Setting up Domain Rules

Just as the Doteasy Email Protection system allows you to make action rules based on the sender’s email address, you can also make action rules based on just the domain part of an email address.

  1. Log in to your Doteasy Email Protection system dashboard if you haven’t already done so.
  2. Click on Rules from the top menu and select Domains.

    Doteasy email protection system domain rules

  3. On the Domains rule page, enter the domain name in the Enter a specific Domain field.
  4. After you’ve entered the domain name, click Add Rule.

    Doteasy email protection system adding domain rules

  5. On the next page, select the desired action to be taken when an email is received from the specified domain name:

    Doteasy email protection system domain rules action

    • No Change – keep the current action
    • Always Allow – always allow mail from this domain name without scanning for spam
    • Always Reject – email from this domain name is always rejected with a permanent failure code
    • Always Hold for Approval – email from this domain name is always held for approval, even if spam-scanning does not flag it as spam.
    • Hold if Looks Like Spam – email from this domain will be held if it scores high enough on the spam scale
    • Delete from Table – the domain is deleted from the table
  6. The Expiry field allows you to set an expiry date for the action rule. If you want to the rule to remain permeant, simply leave the Expiry field blank. If you want the rule to stop after a specific date, enter the date in the format YYYY-MM-DD or use the date selector to choose the rule’s expiry date.

    Doteasy email protection system action rule expiry date

  7. If you wish, enter a comment in the Comment field. You can use this as a reminder why you allowed or blocked a domain name.
  8. When ready, click Submit Changes.

Once you have submitted the Domains rule, it will be added to your Doteasy Email Protection system’s Rules > Domains page. You can edit any existing rules you have created (make sure to click Submit Changes after to complete the change request).

Doteasy email protection system edit domain rules

How Domain Rules work

Let’s look at an example to better understand how Domain rules work. Suppose you receive an email from user@mail.sub.domain.com. The Doteasy Email Protection System will examine the domain name part of the email address, in other words, everything after the @ sign. So, in this example, a domain lookup will be performed for:

  1. mail.sub.domain.com
  2. .sub.domain.com
  3. .domain.com
  4. .com

If you have set up a Domains rule against “.domain.com” the Doteasy Email Protection system will automatically carry out the action you have specified in the rule.

NOTE: A Domains rule against “.domain.com” is different from a rule against “domain.com”.

For example, a domain rule of example.com applies only to example.com itself. On the other hand, a domain rule of .example.com will be applied to any subdomain of example.com (of course, unless there is a more specific rule for a specific subdomain).

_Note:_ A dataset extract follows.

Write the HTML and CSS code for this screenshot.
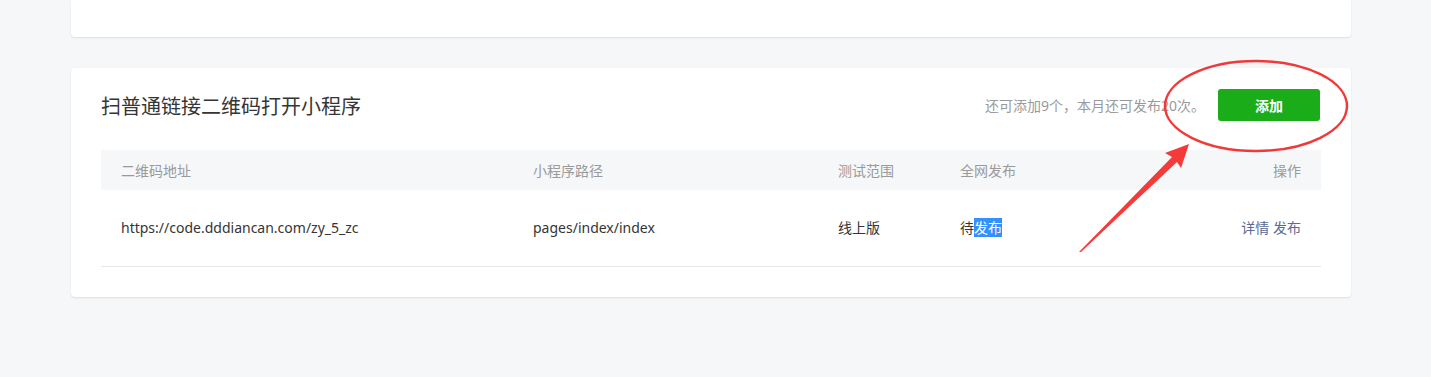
FILE: index.html
```html
<!DOCTYPE html>
<html lang="zh-CN">
<head>
<meta charset="utf-8">
<title>扫普通链接二维码打开小程序</title>
<link rel="stylesheet" href="styles.css">
</head>
<body>
<div class="page">
  <div class="card card-top"></div>
  <div class="card card-main">
    <div class="head">
      <h2 class="title">扫普通链接二维码打开小程序</h2>
      <div class="head-right">
        <span class="quota">还可添加9个，本月还可发布20次。</span>
        <button class="btn-add">添加</button>
      </div>
    </div>
    <div class="table">
      <div class="tr th">
        <div class="cell">二维码地址</div>
        <div class="cell">小程序路径</div>
        <div class="cell">测试范围</div>
        <div class="cell">全网发布</div>
        <div class="cell right">操作</div>
      </div>
      <div class="tr td">
        <div class="cell">https://code.dddiancan.com/zy_5_zc</div>
        <div class="cell">pages/index/index</div>
        <div class="cell">线上版</div>
        <div class="cell">待<span class="sel">发布</span></div>
        <div class="cell right"><a class="link">详情</a> <a class="link">发布</a></div>
      </div>
    </div>
  </div>
</div>
<svg class="annot" width="1431" height="377" viewBox="0 0 1431 377">
  <ellipse cx="1256" cy="106" rx="91" ry="45" fill="none" stroke="#f2393a" stroke-width="2.5"/>
  <polygon fill="#f53a3a" points="1079,252 1172,157 1165,153 1189,144 1181,168 1177,162 1081,252"/>
</svg>
</body>
</html>
```

FILE: styles.css
```css
* { box-sizing: border-box; }
html, body { margin: 0; padding: 0; }
body {
  background: #f6f7f9;
  font-family: "Noto Sans", "Noto Sans CJK SC", sans-serif;
  color: #353535;
  font-size: 14px;
  width: 1431px;
  height: 377px;
  overflow: hidden;
  position: relative;
}
.page {
  padding: 0 80px 0 71px;
}
.card {
  width: 1280px;
  background: #fff;
  border-radius: 4px;
  box-shadow: 0 1px 2px rgba(0, 0, 0, 0.1);
}
.card-top {
  height: 37px;
  border-radius: 0 0 4px 4px;
}
.card-main {
  margin-top: 31px;
  padding: 21px 30px 30px;
}
.head {
  display: flex;
  align-items: center;
  justify-content: space-between;
  height: 32px;
  margin-bottom: 29px;
}
.title {
  margin: 0;
  font-family: "Noto Sans CJK SC", sans-serif;
  font-size: 20px;
  font-weight: 400;
  color: #353535;
}
.head-right {
  display: flex;
  align-items: center;
}
.quota {
  color: #9a9a9a;
  margin-right: 13px;
}
.btn-add {
  width: 102px;
  height: 32px;
  margin-right: 1px;
  border: 0;
  border-radius: 3px;
  background: #1aad19;
  color: #fff;
  font-family: "Noto Sans CJK SC", sans-serif;
  font-size: 14px;
  font-weight: 700;
  padding: 0;
}
.tr {
  display: grid;
  grid-template-columns: 412px 305px 122px 1fr 200px;
  align-items: center;
  padding: 0 20px;
}
.th {
  height: 40px;
  background: #f6f7f9;
  color: #9a9a9a;
}
.td {
  height: 77px;
  border-bottom: 1px solid #e7e7eb;
  padding-bottom: 1px;
}
.cell {
  line-height: 19px;
  white-space: nowrap;
}
.right { text-align: right; }
.sel {
  background: #3390ff;
  color: #fff;
}
.link {
  color: #576b95;
  text-decoration: none;
}
.annot {
  position: absolute;
  left: 0;
  top: 0;
  pointer-events: none;
}
```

So, if you create a domain rule to block email from .domain.com, you will also automatically block spam.domain.com, legit.domain.com and sub.domain.com. If you want to allow email from sub.domain.com, you can explicitly create an Always Allow action rule for sub.domain.com. The more components you have set as a criterion, the more specific the rule and the higher the priority (ie. take preference over other rules with fewer components). In other words, a Domains rule of mail.sub.domain.com will always have higher priority over .domain.com.